Instruction:
Check every line of the data below for the string "index", and copy the ones that hold it.

* * * * * * *

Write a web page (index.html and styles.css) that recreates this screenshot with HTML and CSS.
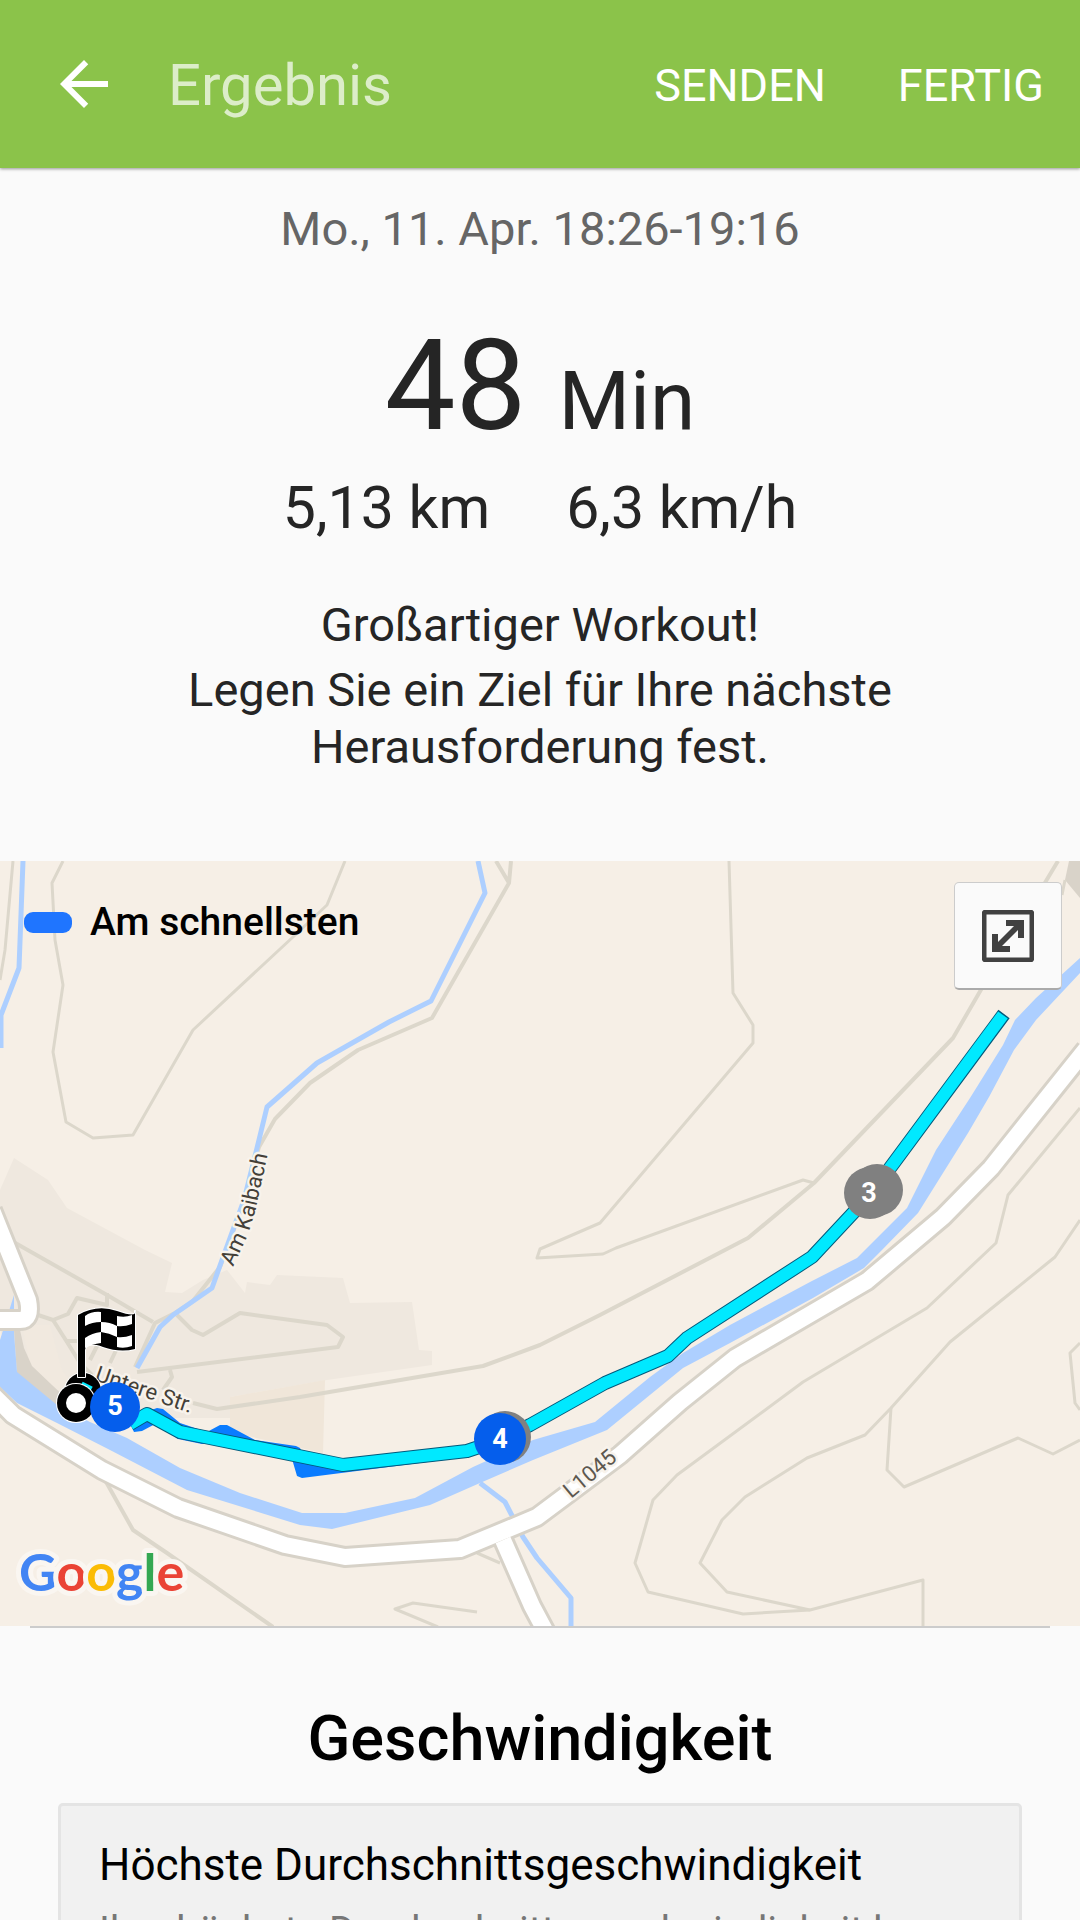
FILE: index.html
```html
<!DOCTYPE html>
<html lang="de">
<head>
    <meta charset="UTF-8">
    <meta name="viewport" content="width=device-width, initial-scale=1.0">
    <title>Ergebnis</title>
    <link rel="stylesheet" href="styles.css">
</head>
<body>

<header class="toolbar">
    <button class="back" aria-label="Zurück">
        <svg viewBox="0 0 24 24"><path d="M20 11H7.83l5.59-5.59L12 4l-8 8 8 8 1.41-1.41L7.83 13H20v-2z"/></svg>
    </button>
    <h1 class="title">Ergebnis</h1>
    <button class="action">SENDEN</button>
    <button class="action">FERTIG</button>
</header>

<main>
    <section class="summary">
        <p class="date">Mo., 11. Apr. 18:26-19:16</p>
        <p class="duration"><span class="minutes">48</span> <span class="unit">Min</span></p>
        <div class="stats">
            <span>5,13 km</span>
            <span>6,3 km/h</span>
        </div>
        <p class="praise">Großartiger Workout!</p>
        <p class="hint">Legen Sie ein Ziel für Ihre nächste Herausforderung fest.</p>
    </section>

    <section class="map">
        <svg class="map-canvas" viewBox="0 861 1080 765">
            <!-- built-up area -->
            <path class="area" d="M0 1190L14 1158 48 1180 67 1208 145 1250 172 1263 165 1292 182 1293 203 1280 227 1270 245 1293 247 1282 270 1285 277 1275 343 1278 350 1303 412 1302 419 1350 432 1351 432 1365 327 1380 230 1397 230 1418 160 1418 57 1405 17 1372 0 1330z"/>
            <path class="field" d="M230 1397L325 1380 323 1453 230 1432z"/>
            <path class="sand" d="M22 1325L50 1325 62 1370 85 1400 66 1400 45 1382 30 1366z"/>
            <path class="bank" d="M14 1330L20 1330 24 1348 32 1366 52 1385 68 1400 60 1410 17 1374z"/>
            <path class="bank" d="M1069 861H1080V898L1065 880z"/>

            <!-- footpaths and contour lines -->
            <g class="path">
                <path d="M13 861L5 950 0 980"/>
                <path d="M63 861L52 883 55 940 63 985 53 1052 66 1122 93 1138 133 1135 193 1030 293 937 327 905 345 861"/>
                <path d="M729 861L733 993 753 1025V1043L600 1223 540 1249 537 1258 603 1254 616 1248 803 1180 814 1183"/>
                <path d="M1080 1108L1008 1195 996 1243 927 1308 803 1382 677 1475 653 1500 635 1563 648 1592 743 1614 810 1610 923 1580V1627"/>
                <path d="M1080 1220L1055 1257 950 1342 891 1408 865 1435 807 1458 745 1497 722 1520 700 1563 727 1592 810 1610"/>
                <path d="M891 1408L887 1470 904 1487 1018 1438 1053 1454 1080 1440"/>
                <path d="M1080 1343L1070 1353 1075 1403 1080 1410M1065 880L1062 895"/>
                <path d="M477 1612L413 1603 395 1609 438 1627M477 1553L500 1563"/>
            </g>
            <g class="path wide">
                <path d="M511 861L509 883 432 1018 358 1050 310 1083 275 1119 259 1147 244 1200 232 1235 220 1267 192 1302 175 1313 155 1323 135 1367M496 861L509 883"/>
                <path d="M1058 861L982 988 953 1038 814 1183 748 1238 600 1315 540 1345 483 1366 300 1397 217 1409 193 1403"/>
                <path d="M105 1480L133 1530 167 1553 273 1627"/>
                <path d="M10 1240L107 1295 153 1322M38 1315L53 1320 67 1342 80 1363 92 1375M53 1320L68 1314 77 1298 107 1305V1293M65 1341H80M110 1363L127 1327M90 1360L100 1340"/>
                <path d="M177 1315L192 1330 203 1335 240 1313 327 1325 343 1337 338 1347 137 1372M170 1370L172 1377 163 1390"/>
            </g>

            <!-- water -->
            <g class="stream">
                <path d="M23 861L19 968 1 1015V1048"/>
                <path d="M478 861L485 893 431 1001 389 1022 317 1063 267 1107 257 1148 244 1200 234 1227 222 1260 212 1288 173 1315 160 1327 137 1368"/>
                <path d="M480 1483L505 1502 523 1537 537 1558 571 1598V1627"/>
            </g>
            <path class="river" d="M14 1295V1333L17 1372 57 1405 90 1422 127 1438 180 1468 240 1493 302 1513 345 1513 415 1498 473 1467 533 1440 595 1422 650 1377 683 1353 730 1325 810 1282 857 1258 907 1208 936 1150 970 1098 1003 1045 1015 1020 1036 998 1080 958V973L1036 1020 1014 1050 989 1097 968 1133 918 1213 882 1250 864 1268 813 1298 730 1343 683 1368 607 1430 533 1460 480 1483 430 1505 332 1529 300 1525 187 1490 110 1450 57 1423 17 1403 0 1387V1340z"/>

            <!-- roads -->
            <g class="casing">
                <path d="M503 1540L532 1606 548 1636"/>
                <path d="M-8 1210L28 1300Q32 1320 20 1320H-10"/>
                <path d="M-10 1392L13 1415 102 1470 178 1508 285 1545 345 1557 460 1549 537 1517 620 1455 680 1402 735 1358 867 1281 943 1217 991 1168 1086 1049"/>
            </g>
            <g class="road">
                <path d="M503 1540L532 1606 548 1636"/>
                <path d="M-8 1210L28 1300Q32 1320 20 1320H-10"/>
                <path d="M-10 1392L13 1415 102 1470 178 1508 285 1545 345 1557 460 1549 537 1517 620 1455 680 1402 735 1358 867 1281 943 1217 991 1168 1086 1049"/>
            </g>

            <!-- street names -->
            <path id="kaibach" class="guide" d="M233 1267L248 1235 255 1212 271 1140"/>
            <text class="street"><textPath href="#kaibach">Am Kaibach</textPath></text>
            <text class="street" transform="translate(94 1380) rotate(19)">Untere Str.</text>
            <text class="street number" transform="translate(571 1499) rotate(-40)">L1045</text>

            <!-- recorded route -->
            <path class="fastest" d="M137 1415L157 1408 163 1409 180 1423 207 1432 220 1425 227 1425 255 1440 296 1446 300 1448 304 1456 343 1460 467 1446V1457L302 1478 297 1476 292 1459 225 1441 202 1444 178 1439 157 1423 142 1431 134 1432 130 1424z"/>
            <path class="route-edge" d="M130 1424L147 1414 180 1432 343 1465 467 1451 500 1440 530 1425 605 1383 633 1371 668 1356 687 1338 812 1257 868 1197 890 1168 1004 1014"/>
            <path class="route" d="M130 1424L147 1414 180 1432 343 1465 467 1451 500 1440 530 1425 605 1383 633 1371 668 1356 687 1338 812 1257 868 1197 890 1168 1003 1015"/>

            <!-- kilometre markers -->
            <circle class="km-old" cx="870" cy="1193" r="26"/>
            <circle class="km-old" cx="877" cy="1190" r="26"/>
            <text class="km-text" x="869" y="1202">3</text>
            <circle class="km-old" cx="505" cy="1437" r="26"/>
            <circle class="km" cx="500" cy="1439" r="26"/>
            <text class="km-text" x="500" y="1448">4</text>

            <!-- start and finish -->
            <circle class="pin" cx="83" cy="1391" r="18"/>
            <path class="pin" d="M78 1315Q97 1304 117 1311T135 1311V1349Q120 1353 103 1347T85 1350V1377H78z"/>
            <path class="check" d="M85 1316Q92 1311 101 1312V1322Q92 1322 85 1326zM85 1338Q92 1333 101 1332V1343Q92 1344 85 1348zM101 1322Q110 1322 117 1326V1337Q109 1333 101 1332zM117 1316Q125 1318 132 1315V1324Q124 1327 117 1326zM117 1337Q124 1338 132 1335V1346Q124 1349 117 1347z"/>
            <path class="route" d="M80 1387L90 1392"/>
            <circle class="pin" cx="76" cy="1403" r="19"/>
            <circle class="check" cx="76" cy="1403" r="10"/>
            <circle class="km" cx="115" cy="1407" r="25"/>
            <text class="km-text" x="115" y="1415">5</text>

            <text class="google" x="19" y="1591"><tspan class="g-blue">G</tspan><tspan class="g-red">o</tspan><tspan class="g-yellow">o</tspan><tspan class="g-blue">g</tspan><tspan class="g-green">l</tspan><tspan class="g-red">e</tspan></text>
        </svg>
        <div class="legend"><span class="swatch"></span>Am schnellsten</div>
        <button class="expand" aria-label="Karte vergrößern">
            <svg viewBox="0 0 52 52">
                <rect x="2" y="2" width="48" height="48" rx="2"/>
                <path d="M24 10H42V28H36V20L20 36H28V42H10V24H16V32L32 16H24z"/>
            </svg>
        </button>
    </section>

    <section class="speed">
        <h2>Geschwindigkeit</h2>
        <div class="card">
            <h3>Höchste Durchschnittsgeschwindigkeit</h3>
            <p>Ihre höchste Durchschnittsgeschwindigkeit b</p>
        </div>
    </section>
</main>

</body>
</html>
```
FILE: styles.css
```css
* {
    box-sizing: border-box;
}
body {
    margin: 0;
    height: 100vh;
    overflow: hidden;
    font-family: Roboto, sans-serif;
    background-color: #fafafa;
    color: #252525;
}
h1, h2, h3, p {
    margin: 0;
    font-weight: 400;
}
button {
    padding: 0;
    border: none;
    background: none;
    font-family: inherit;
    cursor: pointer;
}

/* toolbar */
.toolbar {
    display: flex;
    align-items: center;
    padding: 48px 36px 48px 48px;
    background-color: #8bc34a;
    color: #fff;
    box-shadow: 0 1px 3px rgba(0, 0, 0, 0.4);
}
.back {
    width: 72px;
    height: 72px;
}
.back svg {
    display: block;
    fill: #fff;
}
.title {
    flex: 1;
    margin-left: 48px;
    padding-top: 2px;
    font-size: 58px;
    line-height: 70px;
    color: rgba(255, 255, 255, 0.7);
}
.action {
    margin-left: 72px;
    padding-top: 2px;
    font-size: 45px;
    color: #fff;
}

/* summary */
.summary {
    padding: 33px 0 86px;
    text-align: center;
}
.date {
    font-size: 47px;
    line-height: 56px;
    color: #666;
}
.duration {
    display: flex;
    justify-content: center;
    align-items: baseline;
    gap: 32px;
    margin-top: 49px;
}
.minutes {
    font-size: 126px;
    line-height: 160px;
}
.unit {
    font-size: 82px;
    line-height: 96px;
}
.stats {
    display: flex;
    justify-content: center;
    gap: 76px;
    margin-top: 6px;
    font-size: 59px;
    line-height: 72px;
}
.praise, .hint {
    font-size: 47px;
    line-height: 57px;
}
.praise {
    margin-top: 52px;
}
.hint {
    max-width: 800px;
    margin: 8px auto 0;
}

/* map */
.map {
    position: relative;
}
.map-canvas {
    display: block;
    width: 100%;
    background-color: #f6efe6;
    stroke-linejoin: round;
}
.area {
    fill: #efe8df;
}
.field {
    fill: #f0e6d9;
}
.sand {
    fill: #f1e9df;
}
.bank {
    fill: #d9d3c9;
}
.path, .stream, .casing, .road, .guide {
    fill: none;
}
.path {
    stroke: #dcd7cb;
    stroke-width: 3;
}
.wide {
    stroke-width: 4;
}
.stream {
    stroke: #adcfff;
    stroke-width: 5;
}
.river {
    fill: #adcfff;
}
.casing {
    stroke: #d7d2c8;
    stroke-width: 22;
}
.road {
    stroke: #fff;
    stroke-width: 16;
}
.street {
    font-size: 22px;
    fill: #443f38;
    stroke: #f8f3ec;
    stroke-width: 5;
    paint-order: stroke;
}
.number {
    fill: #5c574f;
}
.fastest {
    fill: #0a7cff;
}
.route-edge, .route {
    fill: none;
    stroke: #005a7c;
    stroke-width: 14;
}
.route {
    stroke: #00e9ff;
    stroke-width: 12;
}
.km-old {
    fill: #808080;
}
.km {
    fill: #055eec;
}
.km-text {
    font-size: 27px;
    font-weight: 700;
    text-anchor: middle;
    fill: #fff;
}
.pin {
    fill: #000;
    stroke: #fff;
    stroke-width: 2;
    paint-order: stroke;
}
.check {
    fill: #fff;
}
.google {
    font-family: Lato, sans-serif;
    font-size: 52px;
    font-weight: 700;
    stroke: #faf6f1;
    stroke-width: 10;
    paint-order: stroke;
}
.g-blue {
    fill: #4285f4;
}
.g-red {
    fill: #ea4335;
}
.g-yellow {
    fill: #fbbc05;
}
.g-green {
    fill: #34a853;
}
.legend {
    position: absolute;
    top: 38px;
    left: 24px;
    display: flex;
    align-items: center;
    gap: 18px;
    font-size: 39px;
    font-weight: 500;
    line-height: 46px;
    color: #000;
}
.swatch {
    width: 48px;
    height: 21px;
    border-radius: 9px;
    background-color: #1f75ff;
}
.expand {
    position: absolute;
    top: 21px;
    right: 18px;
    display: flex;
    align-items: center;
    justify-content: center;
    width: 108px;
    height: 108px;
    border: 1px solid #ccc;
    border-bottom: 2px solid #aaa;
    border-radius: 5px;
    background-color: #fafafa;
}
.expand svg {
    width: 52px;
    height: 52px;
    fill: #414141;
}
.expand rect {
    fill: none;
    stroke: #414141;
    stroke-width: 5;
}

/* speed */
.speed {
    margin: 0 30px;
    padding: 74px 28px 0;
    border-top: 2px solid #ccc;
}
.speed h2 {
    margin-bottom: 27px;
    font-size: 63px;
    font-weight: 500;
    line-height: 74px;
    text-align: center;
    color: #000;
}
.card {
    padding: 31px 38px;
    border: 3px solid #e4e4e4;
    border-radius: 5px;
    background-color: #f1f1f1;
}
.card h3 {
    font-size: 44px;
    line-height: 56px;
    color: #000;
}
.card p {
    margin-top: 15px;
    font-size: 40px;
    line-height: 48px;
    color: #777;
}
```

* * * * * * *

Answer to this problem:
Write a web page (index.html and styles.css) that recreates this screenshot with HTML and CSS.
FILE: index.html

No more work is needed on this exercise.